• Stated exercise:
Search the material below for the string "image" and list each line that holds it.

• Collected material:
-------

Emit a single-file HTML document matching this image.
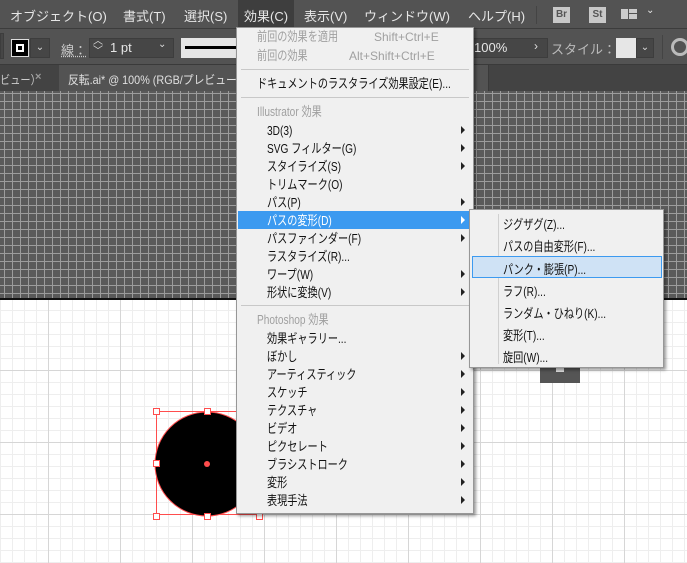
<!DOCTYPE html><html><head><meta charset="utf-8"><style>
*{margin:0;padding:0;box-sizing:border-box}
body{width:687px;height:563px;overflow:hidden;position:relative;font-family:"Liberation Sans","Noto Sans CJK JP",sans-serif;background:#fff}
.a{position:absolute;white-space:nowrap}
.mb{left:0;top:0;width:687px;height:29px;background:#535353;border-bottom:1px solid #3c3c3c}
.mb span{position:absolute;top:6px;font-size:13px;color:#e6e6e6}
.tb{left:0;top:29px;width:687px;height:36px;background:#535353;border-bottom:1px solid #3a3a3a}
.tabs{left:0;top:65px;width:687px;height:26px;background:#434343}
.dark{left:0;top:91px;width:687px;height:207px;background-color:#5a5a5a;
background-image:linear-gradient(90deg,#9c9c9c 1px,transparent 1px),linear-gradient(#9c9c9c 1px,transparent 1px);background-size:8px 8px;background-position:4px 2px}
.light{left:0;top:298px;width:687px;height:265px;border-top:2px solid #111;background-color:#fff;
background-image:linear-gradient(90deg,#d6d6d6 1px,transparent 1px),linear-gradient(#d6d6d6 1px,transparent 1px),linear-gradient(90deg,#eeeeee 1px,transparent 1px),linear-gradient(#eeeeee 1px,transparent 1px);
background-size:72px 72px,72px 72px,12px 12px,12px 12px;background-position:48px 70px,48px 70px,0 10px,0 10px}
.menu{left:236px;top:27px;width:238px;height:487px;background:#f0f0f0;border:1px solid #979797;box-shadow:2px 2px 3px rgba(0,0,0,.4)}
.menu div,.sub div{transform:scaleX(.78);transform-origin:0 0}
.menu div{position:absolute;font-size:13px;color:#111;height:18px;line-height:18px}
.menu div.sc{transform:none;font-size:12px}
.g{color:#a0a0a0!important}
.ar{position:absolute;left:224px;width:0;height:0;border-left:4px solid #222;border-top:4px solid transparent;border-bottom:4px solid transparent}
.sep{position:absolute;left:4px;width:228px;height:1px;background:#c8c8c8}
.sub{left:469px;top:209px;width:195px;height:159px;background:#f0f0f0;border:1px solid #979797;box-shadow:2px 2px 3px rgba(0,0,0,.4)}
.sub div{position:absolute;left:33px;font-size:13px;color:#111}
.h{position:absolute;border:1px solid #3c9af0;background:#cfe2f5}
.box{position:absolute;background:#464646;border:1px solid #3d3d3d}
.hd{position:absolute;width:7px;height:7px;border:1px solid #ff4d4d;background:#fff}
</style></head><body>
<div class="a mb">
<span style="left:10px">オブジェクト(O)</span><span style="left:123px">書式(T)</span><span style="left:184px">選択(S)</span>
<span style="left:238px;top:0;width:56px;height:29px;background:#3e3e3e"></span>
<span style="left:244px">効果(C)</span><span style="left:304px">表示(V)</span><span style="left:364px">ウィンドウ(W)</span><span style="left:468px">ヘルプ(H)</span>
<span style="left:536px;top:6px;width:1px;height:18px;background:#444"></span>
<span style="left:553px;top:7px;width:17px;height:16px;background:#c8c8c8;color:#555;font-size:10px;font-weight:bold;text-align:center;line-height:16px">Br</span>
<span style="left:589px;top:7px;width:17px;height:16px;background:#c8c8c8;color:#555;font-size:10px;font-weight:bold;text-align:center;line-height:16px">St</span>
<span style="left:621px;top:9px;width:7px;height:10px;background:#ccc"></span><span style="left:629px;top:9px;width:8px;height:4px;background:#ccc"></span><span style="left:629px;top:14px;width:8px;height:5px;background:#ccc"></span>
<span style="left:646px;top:5px;font-size:10px">⌄</span>
</div>
<div class="a tb">
<div class="box" style="left:0;top:4px;width:4px;height:26px"></div>
<div class="a" style="left:11px;top:10px;width:18px;height:18px;background:#000;border:1px solid #ddd"><div style="margin:4px;width:8px;height:8px;border:2px solid #fff"></div></div>
<div class="box" style="left:30px;top:9px;width:20px;height:20px;color:#ddd;font-size:10px;text-align:center;line-height:18px">⌄</div>
<div class="a" style="left:61px;top:11px;color:#ccc;font-size:13px;text-decoration:underline dotted">線：</div>
<div class="box" style="left:89px;top:9px;width:85px;height:20px"></div>
<div class="a" style="left:93px;top:8px;color:#ddd;font-size:10px;line-height:10px">︿<br>﹀</div>
<div class="a" style="left:110px;top:11px;color:#e6e6e6;font-size:13px">1 pt</div>
<div class="a" style="left:158px;top:10px;color:#ddd;font-size:10px">⌄</div>
<div class="a" style="left:181px;top:9px;width:60px;height:20px;background:#e6e6e6"><div style="margin:8px 4px;height:3px;background:#000"></div></div>
<div class="box" style="left:470px;top:9px;width:78px;height:20px"></div>
<div class="a" style="left:474px;top:11px;color:#e6e6e6;font-size:13px">100%</div>
<div class="a" style="left:534px;top:10px;color:#ddd;font-size:12px">›</div>
<div class="a" style="left:551px;top:10px;color:#bbb;font-size:13px">スタイル：</div>
<div class="a" style="left:616px;top:9px;width:20px;height:20px;background:#e6e6e6"></div>
<div class="box" style="left:636px;top:9px;width:18px;height:20px;color:#ddd;font-size:10px;text-align:center;line-height:18px">⌄</div>
<div class="a" style="left:662px;top:6px;width:1px;height:24px;background:#444"></div>
<div class="a" style="left:671px;top:9px;width:18px;height:18px;border-radius:50%;border:3px solid #bbb"></div>
</div>
<div class="a tabs">
<div class="a" style="left:0;top:6px;color:#ccc;font-size:12px;transform:scaleX(.85);transform-origin:0 0">ビュー）</div>
<div class="a" style="left:35px;top:6px;color:#999;font-size:11px;font-weight:bold">×</div>
<div class="a" style="left:59px;top:0;width:430px;height:26px;background:#535353;border-right:1px solid #3a3a3a"></div>
<div class="a" style="left:68px;top:6px;color:#e0e0e0;font-size:12px;transform:scaleX(.9);transform-origin:0 0">反転.ai* @ 100% (RGB/プレビュー)</div>
<div class="a" style="left:372px;top:6px;color:#999;font-size:11px;font-weight:bold">×</div>
</div>
<div class="a dark"></div>
<div class="a light"></div>
<div class="a" style="left:540px;top:368px;width:40px;height:15px;background:#555"><div style="margin:0 auto;width:8px;height:4px;background:#ddd"></div></div>
<svg class="a" style="left:150px;top:405px" width="120" height="120">
<rect x="6.5" y="6.5" width="103" height="103" fill="none" stroke="#ff4d4d"/>
<circle cx="57" cy="59" r="52" fill="#000" stroke="#ff4d4d"/>
<circle cx="57" cy="59" r="3" fill="#ff4d4d"/>
</svg>
<div class="hd" style="left:153px;top:408px"></div><div class="hd" style="left:204px;top:408px"></div>
<div class="hd" style="left:153px;top:460px"></div>
<div class="hd" style="left:153px;top:513px"></div><div class="hd" style="left:204px;top:513px"></div><div class="hd" style="left:256px;top:513px"></div>
<div class="a menu">
<div class="g" style="left:20px;top:0">前回の効果を適用</div><div class="g sc" style="left:137px;top:0">Shift+Ctrl+E</div>
<div class="g" style="left:20px;top:19px">前回の効果</div><div class="g sc" style="left:112px;top:19px">Alt+Shift+Ctrl+E</div>
<span class="sep" style="top:41px"></span>
<div style="left:20px;top:47px">ドキュメントのラスタライズ効果設定(E)...</div>
<span class="sep" style="top:69px"></span>
<div class="g" style="left:20px;top:75px">Illustrator 効果</div>
<div style="left:30px;top:94px">3D(3)</div><span class="ar" style="top:98px"></span>
<div style="left:30px;top:112px">SVG フィルター(G)</div><span class="ar" style="top:116px"></span>
<div style="left:30px;top:130px">スタイライズ(S)</div><span class="ar" style="top:134px"></span>
<div style="left:30px;top:148px">トリムマーク(O)</div>
<div style="left:30px;top:166px">パス(P)</div><span class="ar" style="top:170px"></span>
<span style="position:absolute;left:1px;top:183px;width:234px;height:18px;background:#3c9af0"></span>
<div style="left:30px;top:184px;color:#fff">パスの変形(D)</div><span class="ar" style="top:188px;border-left-color:#fff"></span>
<div style="left:30px;top:202px">パスファインダー(F)</div><span class="ar" style="top:206px"></span>
<div style="left:30px;top:220px">ラスタライズ(R)...</div>
<div style="left:30px;top:238px">ワープ(W)</div><span class="ar" style="top:242px"></span>
<div style="left:30px;top:256px">形状に変換(V)</div><span class="ar" style="top:260px"></span>
<span class="sep" style="top:277px"></span>
<div class="g" style="left:20px;top:283px">Photoshop 効果</div>
<div style="left:30px;top:302px">効果ギャラリー...</div>
<div style="left:30px;top:320px">ぼかし</div><span class="ar" style="top:324px"></span>
<div style="left:30px;top:338px">アーティスティック</div><span class="ar" style="top:342px"></span>
<div style="left:30px;top:356px">スケッチ</div><span class="ar" style="top:360px"></span>
<div style="left:30px;top:374px">テクスチャ</div><span class="ar" style="top:378px"></span>
<div style="left:30px;top:392px">ビデオ</div><span class="ar" style="top:396px"></span>
<div style="left:30px;top:410px">ピクセレート</div><span class="ar" style="top:414px"></span>
<div style="left:30px;top:428px">ブラシストローク</div><span class="ar" style="top:432px"></span>
<div style="left:30px;top:446px">変形</div><span class="ar" style="top:450px"></span>
<div style="left:30px;top:464px">表現手法</div><span class="ar" style="top:468px"></span>
</div>
<div class="a sub">
<span style="position:absolute;left:28px;top:4px;width:1px;height:150px;background:#d0d0d0"></span>
<span class="h" style="left:2px;top:46px;width:190px;height:22px"></span>
<div style="top:4px">ジグザグ(Z)...</div>
<div style="top:26px">パスの自由変形(F)...</div>
<div style="top:49px">パンク・膨張(P)...</div>
<div style="top:71px">ラフ(R)...</div>
<div style="top:93px">ランダム・ひねり(K)...</div>
<div style="top:115px">変形(T)...</div>
<div style="top:137px">旋回(W)...</div>
</div>
</body></html>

-------

• Expected answer:
Emit a single-file HTML document matching this image.
background-image:linear-gradient(90deg,#9c9c9c 1px,transparent 1px),linear-gradient(#9c9c9c 1px,transparent 1px);background-size:8px 8px;background-position:4px 2px}
background-image:linear-gradient(90deg,#d6d6d6 1px,transparent 1px),linear-gradient(#d6d6d6 1px,transparent 1px),linear-gradient(90deg,#eeeeee 1px,transparent 1px),linear-gradient(#eeeeee 1px,transparent 1px);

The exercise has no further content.